Wednesday, January 16, 2008

The Clone frontier

ANDi (inserted DNA spelled backwards) is the first rhesus monkey cloned by embryo splitting

Dawn of a new age

A new press release from the US Federal Food and Drug Administration published yesterday is a big sign that the world of genetic research with all of its potential is not going away. On the contrary, this is likely an important salvo across the bow of public consciousness that this topic- along with all the issues it brings- can not be ignored or set aside for another time.

Whether we like it or not, the exploration of the gene continues to move forward with increasing significance and real world impact. According to the press release “after years of detailed study and analysis, the Food and Drug Administration has concluded that meat and milk from clones of cattle, swine, and goats, and the offspring of clones from any species traditionally consumed as food, are as safe to eat as food from conventionally bred animals.” This is probably only the beginning of a whole new category of evaluations and recommendations as the FDA struggles to keep up with the plethora of scientific advances and how they should be assimilated into the tapestry of everyday industry, consumption, and safety.

These findings agree with the National Academy of Sciences 2002 conclusions and were also examined by a peered reviewed group of independent scientific experts in cloning and animal health. In addition, this decision opens the doors for lifting the 2001 voluntary moratorium by US producers and the US Department of Agriculture is already convening meetings with the industry to “discuss efforts to provide a smooth and orderly market transition…”

If the related world of genetically modified agricultural produce is any indication, this news will prove a hot bed for public debate, discussion, and more. It’s an area of human endeavor that deserves major discussion as it forces us to face a whole spectrum of ethical, philosophical, and scientific considerations we can no longer ignore or set aside for later.

Like it or not, the future is here. If life is a series of changes- and this may prove seismic- then human civilization is on a threshold of a whole new era. Though, this technology is still pretty much in its pre-infancy, enough is known to make it very hard to step back and reverse its course. Having an informed idea of where science is with respect to cloning technology may serve to lessen some of the concern and provide ground for reasoned discussion as we attempt to navigate a world that is familiar and alien at the same time.

In a way, cloning is familiar because humans have been manipulating the genetic code of animals and plants for centuries attempting to mold nature towards more human friendly and accessible forms. The manipulation and creation of organisms through genetic engineering and cloning is a true extension of agriculture and engineering and reflects primordial human qualities.

Sam Harris wrote an interesting article “Mother Nature is Not Our friend” where he discussed the fact that there is no obvious special favor given to humans or any species for that matter regarding the “bounty” of nature and there is really no special meaning in our present status as Homo sapiens. He writes “Life is a continuous flux. Our nonhuman ancestors bred, generation after generation, and incrementally begat what we now deem to be the species homo sapiens- ourselves. There is nothing about our ancestral line or about our current biology that dictates how we will evolve in the future. Nothing in the natural order demands that our descendants resemble us in any particular way.
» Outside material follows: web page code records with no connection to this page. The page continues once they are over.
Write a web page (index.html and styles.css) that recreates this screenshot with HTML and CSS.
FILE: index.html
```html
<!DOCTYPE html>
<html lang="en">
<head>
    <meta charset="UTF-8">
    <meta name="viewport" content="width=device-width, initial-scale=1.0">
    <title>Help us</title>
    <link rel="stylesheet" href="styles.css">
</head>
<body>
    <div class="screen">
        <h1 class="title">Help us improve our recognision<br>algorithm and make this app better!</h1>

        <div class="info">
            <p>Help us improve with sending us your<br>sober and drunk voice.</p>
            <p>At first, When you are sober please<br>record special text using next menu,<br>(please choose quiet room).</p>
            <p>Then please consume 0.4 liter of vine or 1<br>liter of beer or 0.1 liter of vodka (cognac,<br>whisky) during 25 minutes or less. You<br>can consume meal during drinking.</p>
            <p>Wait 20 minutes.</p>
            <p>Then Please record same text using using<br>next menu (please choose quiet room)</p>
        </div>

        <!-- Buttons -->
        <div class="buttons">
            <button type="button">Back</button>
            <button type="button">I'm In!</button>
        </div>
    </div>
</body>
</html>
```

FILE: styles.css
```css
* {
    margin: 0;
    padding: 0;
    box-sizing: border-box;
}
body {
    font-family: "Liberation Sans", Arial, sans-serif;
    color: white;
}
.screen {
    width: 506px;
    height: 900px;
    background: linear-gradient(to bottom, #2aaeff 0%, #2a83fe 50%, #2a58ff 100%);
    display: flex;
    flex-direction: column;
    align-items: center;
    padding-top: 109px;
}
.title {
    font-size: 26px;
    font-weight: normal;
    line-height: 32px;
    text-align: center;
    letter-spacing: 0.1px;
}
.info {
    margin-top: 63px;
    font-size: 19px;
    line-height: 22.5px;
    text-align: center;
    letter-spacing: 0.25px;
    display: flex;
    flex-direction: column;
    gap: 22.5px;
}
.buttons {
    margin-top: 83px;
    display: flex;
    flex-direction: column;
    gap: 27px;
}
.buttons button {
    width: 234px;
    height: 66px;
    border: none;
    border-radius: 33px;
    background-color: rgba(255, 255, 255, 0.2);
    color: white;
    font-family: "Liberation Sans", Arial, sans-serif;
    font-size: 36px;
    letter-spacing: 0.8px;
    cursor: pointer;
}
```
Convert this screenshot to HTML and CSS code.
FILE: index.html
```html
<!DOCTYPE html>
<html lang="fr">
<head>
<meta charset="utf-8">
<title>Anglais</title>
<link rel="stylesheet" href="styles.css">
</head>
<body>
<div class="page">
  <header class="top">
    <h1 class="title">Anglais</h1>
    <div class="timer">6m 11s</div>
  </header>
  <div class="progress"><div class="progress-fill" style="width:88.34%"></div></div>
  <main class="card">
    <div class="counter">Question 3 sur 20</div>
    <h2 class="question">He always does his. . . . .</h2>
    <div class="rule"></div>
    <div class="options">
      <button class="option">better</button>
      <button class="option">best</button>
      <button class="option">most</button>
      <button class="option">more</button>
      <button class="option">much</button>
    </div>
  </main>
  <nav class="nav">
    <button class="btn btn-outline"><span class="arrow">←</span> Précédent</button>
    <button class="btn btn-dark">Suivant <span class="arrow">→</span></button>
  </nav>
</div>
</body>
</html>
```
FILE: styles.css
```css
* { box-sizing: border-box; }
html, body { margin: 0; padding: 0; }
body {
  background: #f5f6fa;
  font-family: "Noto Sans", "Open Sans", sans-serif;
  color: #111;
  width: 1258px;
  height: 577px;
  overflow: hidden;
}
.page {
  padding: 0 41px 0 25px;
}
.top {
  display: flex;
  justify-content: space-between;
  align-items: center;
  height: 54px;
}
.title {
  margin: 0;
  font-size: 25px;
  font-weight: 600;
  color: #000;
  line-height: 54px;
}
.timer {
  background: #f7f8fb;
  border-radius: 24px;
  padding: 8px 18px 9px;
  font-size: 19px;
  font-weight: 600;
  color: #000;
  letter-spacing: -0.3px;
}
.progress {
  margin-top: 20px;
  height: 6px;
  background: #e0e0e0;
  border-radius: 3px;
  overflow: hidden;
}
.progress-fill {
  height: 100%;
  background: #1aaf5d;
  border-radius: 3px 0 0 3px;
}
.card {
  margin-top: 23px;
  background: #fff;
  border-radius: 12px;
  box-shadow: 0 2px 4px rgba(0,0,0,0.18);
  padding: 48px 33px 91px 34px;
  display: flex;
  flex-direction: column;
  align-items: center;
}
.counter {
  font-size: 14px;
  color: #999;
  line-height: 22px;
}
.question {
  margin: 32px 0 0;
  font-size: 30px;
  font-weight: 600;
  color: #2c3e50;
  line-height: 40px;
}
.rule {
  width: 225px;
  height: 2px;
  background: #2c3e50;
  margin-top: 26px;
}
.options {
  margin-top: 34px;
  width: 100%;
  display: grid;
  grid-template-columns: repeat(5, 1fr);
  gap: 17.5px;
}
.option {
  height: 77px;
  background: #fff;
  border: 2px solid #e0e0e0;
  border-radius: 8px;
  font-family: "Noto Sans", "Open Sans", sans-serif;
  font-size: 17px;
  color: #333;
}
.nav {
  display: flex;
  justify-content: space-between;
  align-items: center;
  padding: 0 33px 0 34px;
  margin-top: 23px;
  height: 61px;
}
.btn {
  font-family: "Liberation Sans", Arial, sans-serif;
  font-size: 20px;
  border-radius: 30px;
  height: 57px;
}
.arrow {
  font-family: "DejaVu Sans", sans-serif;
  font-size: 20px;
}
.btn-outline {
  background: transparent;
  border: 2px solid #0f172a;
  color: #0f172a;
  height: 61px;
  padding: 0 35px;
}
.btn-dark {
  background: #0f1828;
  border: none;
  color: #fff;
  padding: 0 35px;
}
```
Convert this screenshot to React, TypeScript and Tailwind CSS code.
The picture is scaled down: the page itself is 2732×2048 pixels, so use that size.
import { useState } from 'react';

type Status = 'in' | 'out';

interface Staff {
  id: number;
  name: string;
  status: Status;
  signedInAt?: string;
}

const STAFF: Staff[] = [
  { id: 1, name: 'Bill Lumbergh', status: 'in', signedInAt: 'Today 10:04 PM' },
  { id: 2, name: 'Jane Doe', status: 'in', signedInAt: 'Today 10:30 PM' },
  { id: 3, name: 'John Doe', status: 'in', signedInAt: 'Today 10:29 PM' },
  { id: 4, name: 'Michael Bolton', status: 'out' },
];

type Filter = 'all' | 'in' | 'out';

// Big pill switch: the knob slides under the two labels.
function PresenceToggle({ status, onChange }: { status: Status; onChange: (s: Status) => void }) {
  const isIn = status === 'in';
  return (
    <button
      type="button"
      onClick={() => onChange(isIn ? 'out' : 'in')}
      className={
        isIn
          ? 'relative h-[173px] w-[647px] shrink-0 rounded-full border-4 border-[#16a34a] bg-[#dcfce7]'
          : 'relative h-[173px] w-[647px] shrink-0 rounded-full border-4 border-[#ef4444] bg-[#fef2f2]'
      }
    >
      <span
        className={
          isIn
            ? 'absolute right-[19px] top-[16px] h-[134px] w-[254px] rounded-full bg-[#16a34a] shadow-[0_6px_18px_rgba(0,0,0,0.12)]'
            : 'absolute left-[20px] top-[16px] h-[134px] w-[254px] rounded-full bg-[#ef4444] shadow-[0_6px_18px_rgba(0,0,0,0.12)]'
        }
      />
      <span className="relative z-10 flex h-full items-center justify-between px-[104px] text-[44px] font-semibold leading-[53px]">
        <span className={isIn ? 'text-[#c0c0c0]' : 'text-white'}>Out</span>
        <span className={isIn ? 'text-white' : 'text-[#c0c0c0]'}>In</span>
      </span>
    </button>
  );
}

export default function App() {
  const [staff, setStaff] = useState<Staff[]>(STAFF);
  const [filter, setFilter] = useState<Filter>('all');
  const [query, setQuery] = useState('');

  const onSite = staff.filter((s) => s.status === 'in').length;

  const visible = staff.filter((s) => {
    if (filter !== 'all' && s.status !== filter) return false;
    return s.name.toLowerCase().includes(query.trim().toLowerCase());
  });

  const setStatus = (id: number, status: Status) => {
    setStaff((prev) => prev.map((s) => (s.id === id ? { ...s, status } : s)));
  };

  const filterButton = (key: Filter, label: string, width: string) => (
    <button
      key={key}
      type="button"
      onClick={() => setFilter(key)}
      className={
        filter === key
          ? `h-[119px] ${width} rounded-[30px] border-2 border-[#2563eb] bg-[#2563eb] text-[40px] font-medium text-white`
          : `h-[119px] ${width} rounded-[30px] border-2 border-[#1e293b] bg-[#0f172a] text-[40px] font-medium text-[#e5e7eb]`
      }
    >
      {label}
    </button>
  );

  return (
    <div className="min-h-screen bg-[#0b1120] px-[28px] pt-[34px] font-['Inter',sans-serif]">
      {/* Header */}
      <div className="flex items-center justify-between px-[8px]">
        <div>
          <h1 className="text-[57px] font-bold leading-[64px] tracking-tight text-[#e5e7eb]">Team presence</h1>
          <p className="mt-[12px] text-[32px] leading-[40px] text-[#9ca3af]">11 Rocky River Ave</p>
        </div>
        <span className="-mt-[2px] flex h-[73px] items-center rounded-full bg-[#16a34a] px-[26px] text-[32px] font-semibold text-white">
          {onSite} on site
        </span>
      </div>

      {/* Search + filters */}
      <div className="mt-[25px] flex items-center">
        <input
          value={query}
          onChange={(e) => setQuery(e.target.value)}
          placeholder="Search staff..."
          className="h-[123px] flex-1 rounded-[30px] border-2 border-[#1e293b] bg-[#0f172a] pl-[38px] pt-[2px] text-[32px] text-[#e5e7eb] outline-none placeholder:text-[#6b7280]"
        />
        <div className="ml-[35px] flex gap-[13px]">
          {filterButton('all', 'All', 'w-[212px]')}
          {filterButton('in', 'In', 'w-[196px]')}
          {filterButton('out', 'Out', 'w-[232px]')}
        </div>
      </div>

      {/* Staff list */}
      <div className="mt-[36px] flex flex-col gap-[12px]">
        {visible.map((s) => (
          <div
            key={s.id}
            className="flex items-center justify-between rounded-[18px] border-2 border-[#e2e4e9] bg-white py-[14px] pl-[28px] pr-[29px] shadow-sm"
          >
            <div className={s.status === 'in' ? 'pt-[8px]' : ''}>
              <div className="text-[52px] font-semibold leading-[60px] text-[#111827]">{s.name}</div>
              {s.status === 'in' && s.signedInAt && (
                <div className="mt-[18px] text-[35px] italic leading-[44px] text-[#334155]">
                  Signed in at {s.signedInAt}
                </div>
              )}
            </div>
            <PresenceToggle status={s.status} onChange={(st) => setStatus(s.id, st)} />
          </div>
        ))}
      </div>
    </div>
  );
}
Very likely, they will not resemble us. We will almost certainly transform ourselves, likely beyond recognition, in the generations to come.” This is pretty heady stuff, but if you think about it, very true.

Thirty years ago Apple and Microsoft were nascent concepts in the minds of some teenagers working out of a garage in a world where the dial telephone, radio, and three channels on the television served as bastions of human communication. Today, other teenagers have belt sized communication devices that provide instant access to hundreds of informational inputs and outputs the flow of which they deftly handle with a precision that would have seemed alien those 30 years ago. If you take a step back, one can almost see the fusion of man and machine already in the making.

The manipulation of genetic codes and whole organisms that is the frontier of genetic science seems to be a part of this type of expansion; where change paradoxically provides a foundation in some way for the survival of life- whatever the form. As Harris notes “Considering humanity as a whole, there is nothing about natural selection that suggests our optimal design…we are acquiring the tools that will enable us to attempt our own optimization. Many people think this project is fraught with risk. But is it riskier thanm doing nothing? There may be current threats to civilization that we cannot even perceive, much less resolve at our current level of intelligence. Could any rational strategy be more dangerous than following the whims of nature? This is not to say that our growing capacity to meddle with the human genome couldn’t present some moments of Faustian over-reach. But our fears on this front must be tempered by a sober understanding of how we got here.”

The machinations of humanities probing mind are now taking us beyond the constraints of our own biological evolution. Though fraught with risk and danger, a new world of genetic science with its potential for change, may open the doors to something wondrous.